## Stored rows
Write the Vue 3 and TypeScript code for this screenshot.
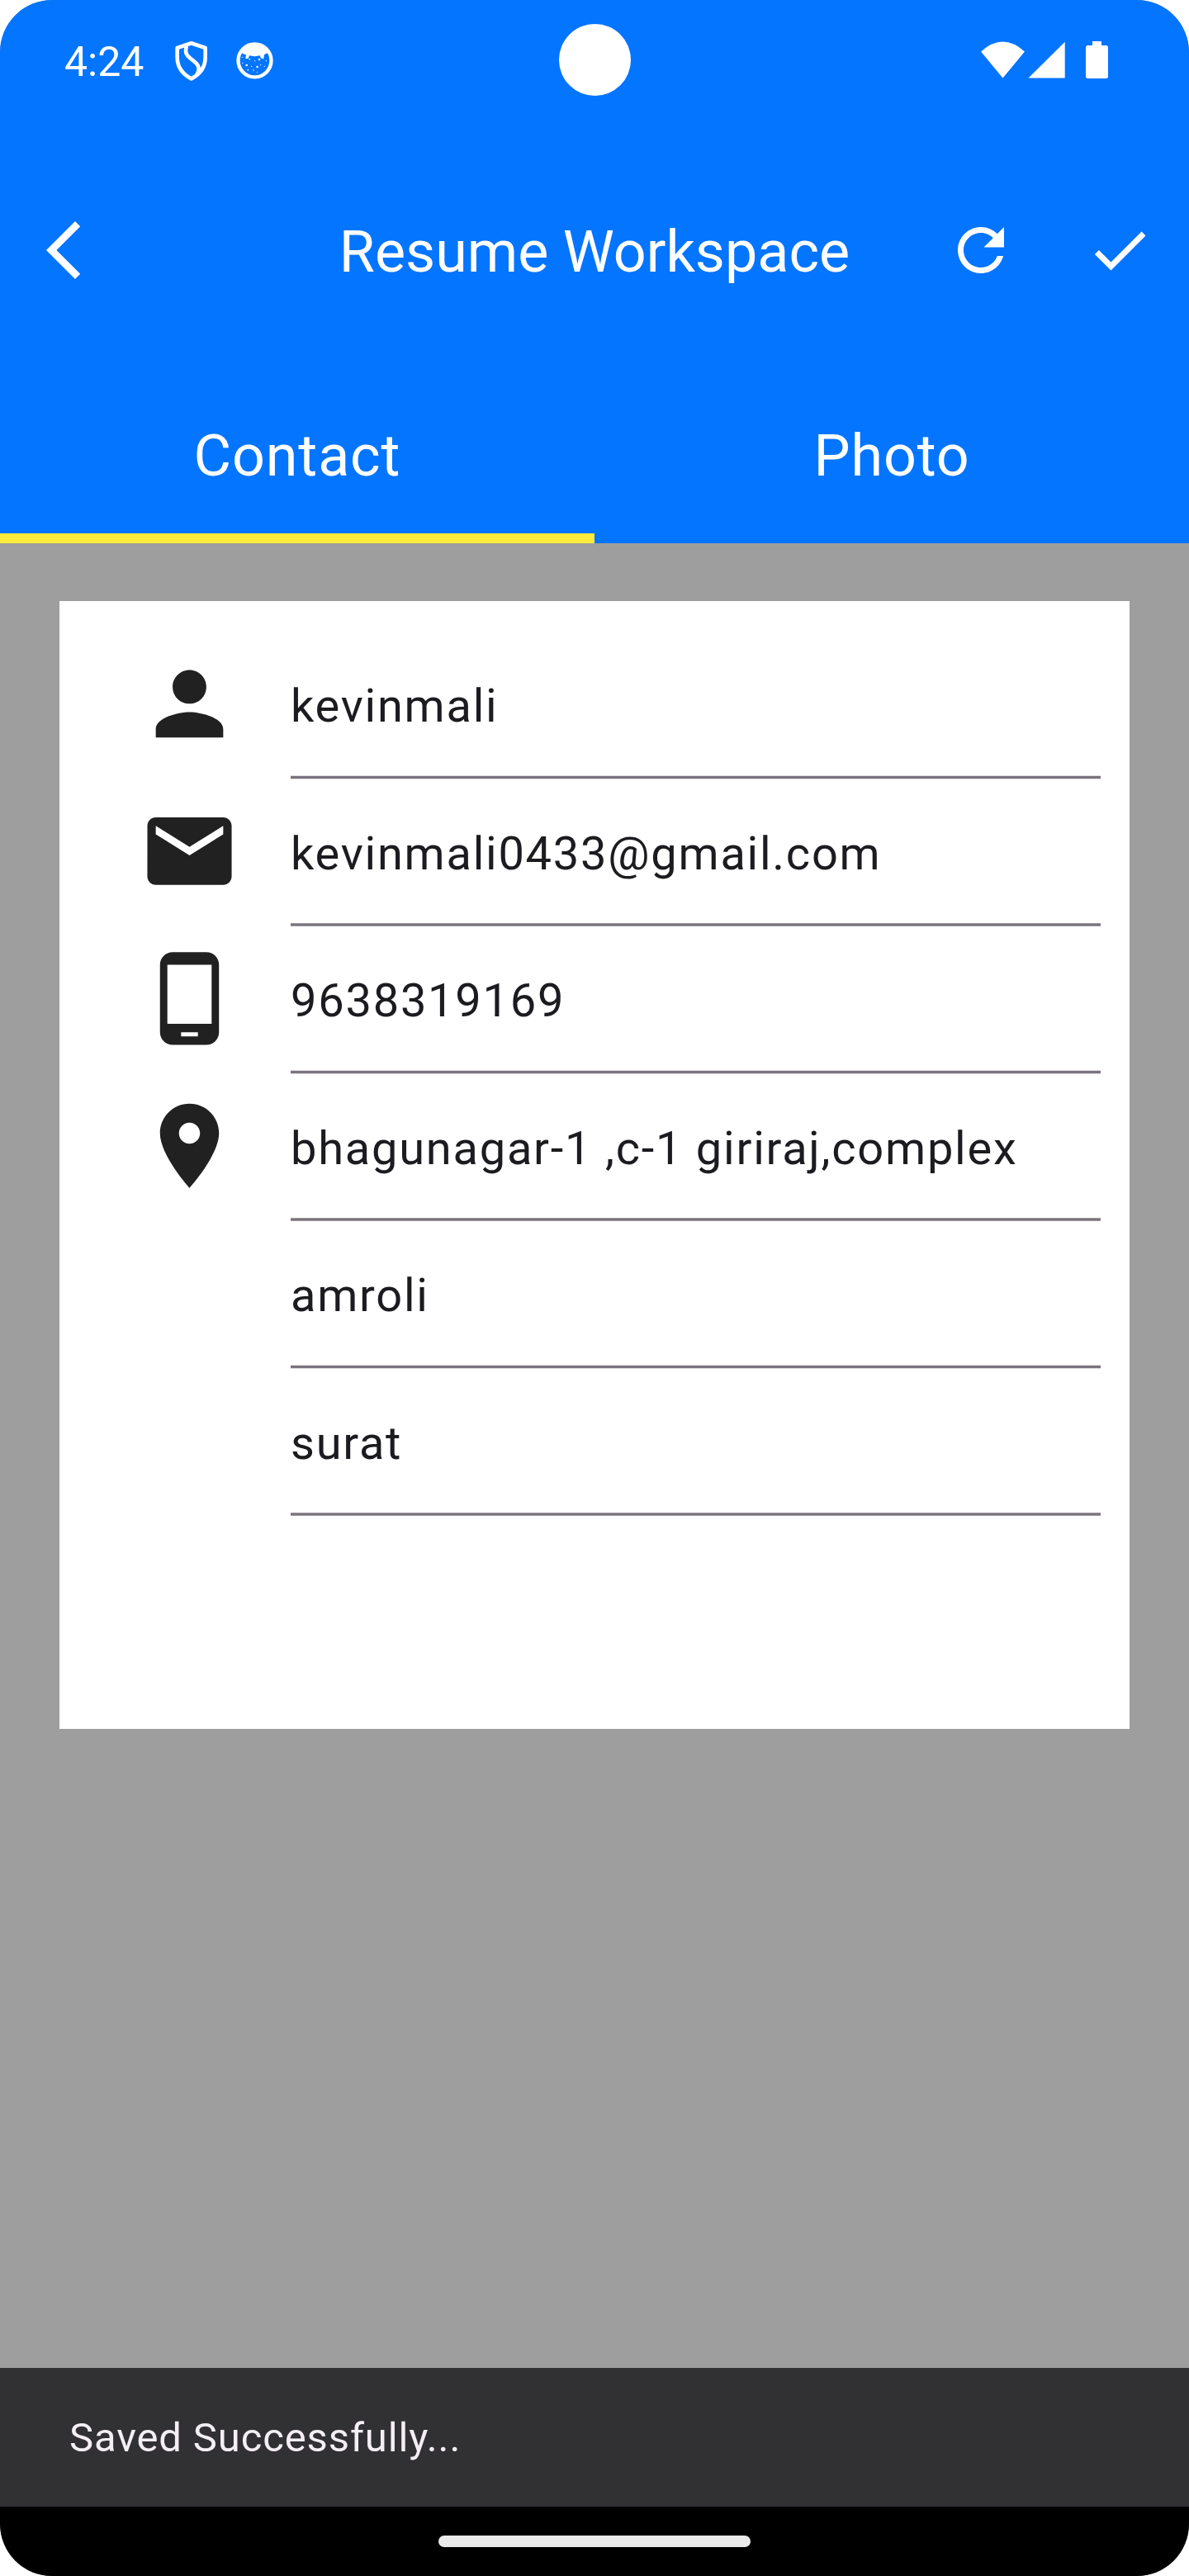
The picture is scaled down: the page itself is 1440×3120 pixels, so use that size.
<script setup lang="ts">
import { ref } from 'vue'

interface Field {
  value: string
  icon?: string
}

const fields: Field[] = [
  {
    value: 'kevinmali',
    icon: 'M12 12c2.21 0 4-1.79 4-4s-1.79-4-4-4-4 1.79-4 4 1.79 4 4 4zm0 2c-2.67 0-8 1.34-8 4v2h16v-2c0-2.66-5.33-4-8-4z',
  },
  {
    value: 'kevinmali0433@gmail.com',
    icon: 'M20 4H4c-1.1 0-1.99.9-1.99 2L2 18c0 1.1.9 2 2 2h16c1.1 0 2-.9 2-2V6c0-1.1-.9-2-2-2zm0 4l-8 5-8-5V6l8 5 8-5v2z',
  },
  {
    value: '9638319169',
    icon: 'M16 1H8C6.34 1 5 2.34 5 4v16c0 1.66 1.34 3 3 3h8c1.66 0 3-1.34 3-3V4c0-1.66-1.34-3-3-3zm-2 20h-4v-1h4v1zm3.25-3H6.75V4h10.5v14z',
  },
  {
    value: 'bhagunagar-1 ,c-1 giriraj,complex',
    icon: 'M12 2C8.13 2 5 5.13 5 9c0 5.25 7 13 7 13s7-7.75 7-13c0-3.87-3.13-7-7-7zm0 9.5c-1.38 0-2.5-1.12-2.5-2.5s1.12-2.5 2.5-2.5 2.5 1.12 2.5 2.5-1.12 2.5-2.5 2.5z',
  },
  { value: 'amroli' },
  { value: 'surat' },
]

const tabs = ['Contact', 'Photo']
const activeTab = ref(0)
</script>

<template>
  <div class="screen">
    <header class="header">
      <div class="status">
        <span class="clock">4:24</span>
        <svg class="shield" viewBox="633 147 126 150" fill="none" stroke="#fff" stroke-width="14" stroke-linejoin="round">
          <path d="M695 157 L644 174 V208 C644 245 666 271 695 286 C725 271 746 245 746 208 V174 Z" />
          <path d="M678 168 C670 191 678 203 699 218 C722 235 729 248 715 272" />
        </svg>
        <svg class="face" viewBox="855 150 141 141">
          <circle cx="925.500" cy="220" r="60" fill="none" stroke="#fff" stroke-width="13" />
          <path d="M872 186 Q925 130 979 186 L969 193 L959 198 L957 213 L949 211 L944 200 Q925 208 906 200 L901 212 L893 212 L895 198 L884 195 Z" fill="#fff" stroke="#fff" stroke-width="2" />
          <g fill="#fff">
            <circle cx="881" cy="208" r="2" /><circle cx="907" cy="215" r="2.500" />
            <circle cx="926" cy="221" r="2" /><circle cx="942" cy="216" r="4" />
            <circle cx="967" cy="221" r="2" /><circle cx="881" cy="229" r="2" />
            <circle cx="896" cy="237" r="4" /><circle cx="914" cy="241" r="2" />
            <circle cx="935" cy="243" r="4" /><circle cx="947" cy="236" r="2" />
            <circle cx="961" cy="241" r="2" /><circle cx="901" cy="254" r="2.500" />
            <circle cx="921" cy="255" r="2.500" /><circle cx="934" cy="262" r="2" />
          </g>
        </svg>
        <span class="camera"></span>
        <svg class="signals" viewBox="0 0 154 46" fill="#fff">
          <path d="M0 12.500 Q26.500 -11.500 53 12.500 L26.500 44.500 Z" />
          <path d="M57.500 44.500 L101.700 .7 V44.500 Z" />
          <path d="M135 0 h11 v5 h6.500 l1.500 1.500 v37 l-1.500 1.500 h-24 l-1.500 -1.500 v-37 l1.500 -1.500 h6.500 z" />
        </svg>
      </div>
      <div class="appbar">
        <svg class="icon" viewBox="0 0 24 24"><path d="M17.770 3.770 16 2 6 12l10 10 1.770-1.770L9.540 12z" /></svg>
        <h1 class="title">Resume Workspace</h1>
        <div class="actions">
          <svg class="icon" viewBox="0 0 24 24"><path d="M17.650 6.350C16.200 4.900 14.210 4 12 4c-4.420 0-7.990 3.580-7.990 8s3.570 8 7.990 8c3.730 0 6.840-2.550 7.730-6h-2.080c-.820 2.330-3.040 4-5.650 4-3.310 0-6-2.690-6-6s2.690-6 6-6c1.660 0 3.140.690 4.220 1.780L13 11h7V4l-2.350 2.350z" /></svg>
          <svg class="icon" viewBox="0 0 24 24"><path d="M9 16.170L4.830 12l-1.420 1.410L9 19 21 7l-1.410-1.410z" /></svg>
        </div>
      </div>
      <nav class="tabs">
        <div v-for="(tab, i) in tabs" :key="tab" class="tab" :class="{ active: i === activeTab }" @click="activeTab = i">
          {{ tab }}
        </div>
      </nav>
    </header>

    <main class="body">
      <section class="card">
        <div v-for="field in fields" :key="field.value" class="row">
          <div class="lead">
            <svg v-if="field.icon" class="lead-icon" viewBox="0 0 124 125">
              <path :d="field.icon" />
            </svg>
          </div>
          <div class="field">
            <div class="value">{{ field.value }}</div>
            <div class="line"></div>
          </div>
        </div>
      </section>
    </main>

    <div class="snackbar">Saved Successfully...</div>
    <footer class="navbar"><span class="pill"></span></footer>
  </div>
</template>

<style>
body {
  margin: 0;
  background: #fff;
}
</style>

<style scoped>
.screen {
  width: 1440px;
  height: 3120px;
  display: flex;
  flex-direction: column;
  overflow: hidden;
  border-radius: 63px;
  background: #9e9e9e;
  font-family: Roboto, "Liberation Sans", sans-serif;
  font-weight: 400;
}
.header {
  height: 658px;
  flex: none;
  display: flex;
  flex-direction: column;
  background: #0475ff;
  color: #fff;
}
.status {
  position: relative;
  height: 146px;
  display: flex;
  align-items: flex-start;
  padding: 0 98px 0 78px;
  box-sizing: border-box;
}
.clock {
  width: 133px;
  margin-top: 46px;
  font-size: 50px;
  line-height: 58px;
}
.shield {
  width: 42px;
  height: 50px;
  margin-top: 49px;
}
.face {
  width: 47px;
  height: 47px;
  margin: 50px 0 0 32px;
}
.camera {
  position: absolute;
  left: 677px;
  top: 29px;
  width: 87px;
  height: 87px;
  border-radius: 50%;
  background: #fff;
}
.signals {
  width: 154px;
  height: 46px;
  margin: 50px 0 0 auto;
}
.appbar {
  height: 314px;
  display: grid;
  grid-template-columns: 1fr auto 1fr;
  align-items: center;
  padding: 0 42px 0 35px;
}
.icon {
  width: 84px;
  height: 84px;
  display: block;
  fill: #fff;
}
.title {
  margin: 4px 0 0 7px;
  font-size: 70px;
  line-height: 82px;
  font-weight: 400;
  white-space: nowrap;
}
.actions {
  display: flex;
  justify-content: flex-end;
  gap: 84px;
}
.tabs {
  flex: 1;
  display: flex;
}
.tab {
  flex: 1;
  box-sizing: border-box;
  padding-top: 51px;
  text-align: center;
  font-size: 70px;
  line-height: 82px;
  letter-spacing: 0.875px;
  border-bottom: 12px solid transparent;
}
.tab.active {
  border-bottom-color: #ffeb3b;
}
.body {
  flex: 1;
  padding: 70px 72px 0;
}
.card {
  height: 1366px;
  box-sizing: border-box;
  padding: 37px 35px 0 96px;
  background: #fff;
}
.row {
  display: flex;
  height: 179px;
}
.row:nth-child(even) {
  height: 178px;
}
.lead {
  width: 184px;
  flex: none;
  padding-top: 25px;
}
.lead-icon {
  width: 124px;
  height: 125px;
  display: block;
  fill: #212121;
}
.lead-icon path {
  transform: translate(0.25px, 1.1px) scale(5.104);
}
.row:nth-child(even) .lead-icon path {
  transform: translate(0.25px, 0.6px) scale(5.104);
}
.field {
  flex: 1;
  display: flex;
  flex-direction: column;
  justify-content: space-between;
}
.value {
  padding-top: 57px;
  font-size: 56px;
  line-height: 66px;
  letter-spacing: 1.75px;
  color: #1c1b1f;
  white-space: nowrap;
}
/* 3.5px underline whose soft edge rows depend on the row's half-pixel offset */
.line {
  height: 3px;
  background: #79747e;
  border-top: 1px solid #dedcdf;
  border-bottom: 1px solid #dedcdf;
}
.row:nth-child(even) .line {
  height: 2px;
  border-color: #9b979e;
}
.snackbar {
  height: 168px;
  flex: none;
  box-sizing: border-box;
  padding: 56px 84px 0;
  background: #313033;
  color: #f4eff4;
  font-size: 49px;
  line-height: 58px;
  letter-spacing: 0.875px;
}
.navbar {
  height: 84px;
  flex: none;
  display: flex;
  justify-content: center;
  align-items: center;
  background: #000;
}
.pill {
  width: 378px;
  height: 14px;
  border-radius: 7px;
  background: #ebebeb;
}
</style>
...
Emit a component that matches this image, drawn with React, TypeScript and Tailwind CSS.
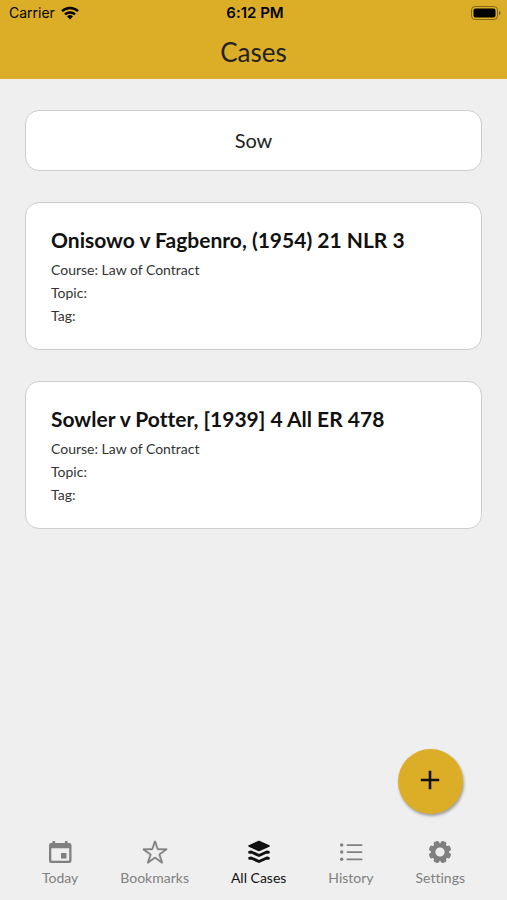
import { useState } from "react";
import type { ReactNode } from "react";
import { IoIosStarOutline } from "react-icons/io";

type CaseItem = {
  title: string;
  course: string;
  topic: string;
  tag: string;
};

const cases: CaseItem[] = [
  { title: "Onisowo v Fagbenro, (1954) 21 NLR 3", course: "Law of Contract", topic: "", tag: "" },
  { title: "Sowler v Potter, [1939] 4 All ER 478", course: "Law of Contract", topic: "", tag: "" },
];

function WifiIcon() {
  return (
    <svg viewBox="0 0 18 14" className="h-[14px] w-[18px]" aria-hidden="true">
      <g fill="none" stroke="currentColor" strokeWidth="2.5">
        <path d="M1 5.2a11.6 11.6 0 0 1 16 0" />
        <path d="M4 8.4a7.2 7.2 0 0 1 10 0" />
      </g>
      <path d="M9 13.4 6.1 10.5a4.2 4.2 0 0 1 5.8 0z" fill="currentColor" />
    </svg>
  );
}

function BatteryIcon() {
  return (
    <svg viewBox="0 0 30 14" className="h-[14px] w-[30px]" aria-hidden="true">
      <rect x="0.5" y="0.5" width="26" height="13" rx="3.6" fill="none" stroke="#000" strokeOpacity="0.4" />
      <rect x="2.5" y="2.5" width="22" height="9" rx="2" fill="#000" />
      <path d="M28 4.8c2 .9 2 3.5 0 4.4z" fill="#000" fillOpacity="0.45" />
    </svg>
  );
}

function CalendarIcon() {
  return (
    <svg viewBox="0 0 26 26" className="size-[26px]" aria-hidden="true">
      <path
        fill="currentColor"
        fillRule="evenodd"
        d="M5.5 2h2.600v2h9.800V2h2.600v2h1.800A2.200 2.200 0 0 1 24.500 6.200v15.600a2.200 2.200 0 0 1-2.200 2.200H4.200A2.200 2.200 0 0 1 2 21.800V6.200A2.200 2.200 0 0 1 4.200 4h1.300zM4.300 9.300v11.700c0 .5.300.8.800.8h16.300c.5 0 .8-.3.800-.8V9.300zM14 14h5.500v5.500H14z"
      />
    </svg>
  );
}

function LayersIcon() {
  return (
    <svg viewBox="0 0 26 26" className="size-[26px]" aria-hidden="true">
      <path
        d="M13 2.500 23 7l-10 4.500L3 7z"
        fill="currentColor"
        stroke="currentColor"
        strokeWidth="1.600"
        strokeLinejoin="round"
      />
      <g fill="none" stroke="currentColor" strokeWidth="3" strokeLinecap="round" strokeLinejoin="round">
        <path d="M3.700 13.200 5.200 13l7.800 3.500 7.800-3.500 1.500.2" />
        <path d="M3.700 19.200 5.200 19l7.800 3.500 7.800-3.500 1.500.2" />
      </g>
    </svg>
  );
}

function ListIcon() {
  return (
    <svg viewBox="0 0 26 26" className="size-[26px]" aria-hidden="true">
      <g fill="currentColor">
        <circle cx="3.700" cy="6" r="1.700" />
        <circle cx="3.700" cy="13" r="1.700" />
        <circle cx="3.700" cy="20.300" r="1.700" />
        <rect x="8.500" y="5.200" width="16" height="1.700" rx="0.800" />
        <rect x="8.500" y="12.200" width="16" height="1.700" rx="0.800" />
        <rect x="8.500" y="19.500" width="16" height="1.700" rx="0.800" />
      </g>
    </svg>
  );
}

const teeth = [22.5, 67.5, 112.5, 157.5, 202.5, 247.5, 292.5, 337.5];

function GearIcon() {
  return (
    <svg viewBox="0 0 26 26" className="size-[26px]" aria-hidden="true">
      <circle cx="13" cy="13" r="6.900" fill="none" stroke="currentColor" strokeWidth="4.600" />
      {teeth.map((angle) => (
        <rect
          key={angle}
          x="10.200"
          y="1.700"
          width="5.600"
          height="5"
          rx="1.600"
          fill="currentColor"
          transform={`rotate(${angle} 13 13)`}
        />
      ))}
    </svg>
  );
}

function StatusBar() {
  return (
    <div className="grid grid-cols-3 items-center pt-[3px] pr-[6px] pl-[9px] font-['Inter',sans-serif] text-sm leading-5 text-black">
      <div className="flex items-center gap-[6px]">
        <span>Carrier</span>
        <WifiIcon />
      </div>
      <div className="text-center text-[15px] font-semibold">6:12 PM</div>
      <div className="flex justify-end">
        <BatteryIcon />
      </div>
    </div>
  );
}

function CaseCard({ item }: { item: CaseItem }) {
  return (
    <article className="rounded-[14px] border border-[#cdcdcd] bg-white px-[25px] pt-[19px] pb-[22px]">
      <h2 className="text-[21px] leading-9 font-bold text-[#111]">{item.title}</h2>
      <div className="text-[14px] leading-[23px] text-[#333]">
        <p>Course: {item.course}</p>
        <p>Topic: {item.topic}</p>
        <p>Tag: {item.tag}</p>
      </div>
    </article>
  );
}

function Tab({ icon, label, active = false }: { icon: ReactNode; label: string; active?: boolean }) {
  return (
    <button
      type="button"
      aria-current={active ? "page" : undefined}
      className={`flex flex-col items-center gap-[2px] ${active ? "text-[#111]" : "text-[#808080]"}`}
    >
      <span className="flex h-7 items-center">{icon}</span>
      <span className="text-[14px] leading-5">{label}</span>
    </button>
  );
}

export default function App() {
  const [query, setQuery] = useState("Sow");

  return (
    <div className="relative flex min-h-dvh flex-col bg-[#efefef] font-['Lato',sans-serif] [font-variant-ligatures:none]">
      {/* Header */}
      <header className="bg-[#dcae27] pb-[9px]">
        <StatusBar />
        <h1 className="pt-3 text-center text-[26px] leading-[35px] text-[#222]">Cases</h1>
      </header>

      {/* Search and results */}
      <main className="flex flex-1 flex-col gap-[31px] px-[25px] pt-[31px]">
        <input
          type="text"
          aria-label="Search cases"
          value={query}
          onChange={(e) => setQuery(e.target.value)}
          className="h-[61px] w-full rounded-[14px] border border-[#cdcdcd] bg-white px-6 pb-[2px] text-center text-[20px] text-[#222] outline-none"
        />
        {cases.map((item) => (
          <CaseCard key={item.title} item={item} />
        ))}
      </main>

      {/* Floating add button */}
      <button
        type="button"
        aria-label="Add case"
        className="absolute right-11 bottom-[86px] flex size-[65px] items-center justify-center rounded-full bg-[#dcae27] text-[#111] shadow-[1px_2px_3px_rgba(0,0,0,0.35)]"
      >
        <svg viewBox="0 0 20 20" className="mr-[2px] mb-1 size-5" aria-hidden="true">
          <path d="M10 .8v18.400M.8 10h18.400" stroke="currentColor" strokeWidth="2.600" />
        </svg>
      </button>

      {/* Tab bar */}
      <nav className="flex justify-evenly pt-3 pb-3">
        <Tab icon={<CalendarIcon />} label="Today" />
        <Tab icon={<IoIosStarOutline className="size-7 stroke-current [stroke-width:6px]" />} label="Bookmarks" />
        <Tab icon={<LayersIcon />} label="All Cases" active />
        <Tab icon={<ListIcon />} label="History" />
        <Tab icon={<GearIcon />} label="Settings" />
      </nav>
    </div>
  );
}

## Your goal
Collect each line holding the string "page".

## Solution to this task
The picture is scaled down: the page itself is 1440×3120 pixels, so use that size.
      aria-current={active ? "page" : undefined}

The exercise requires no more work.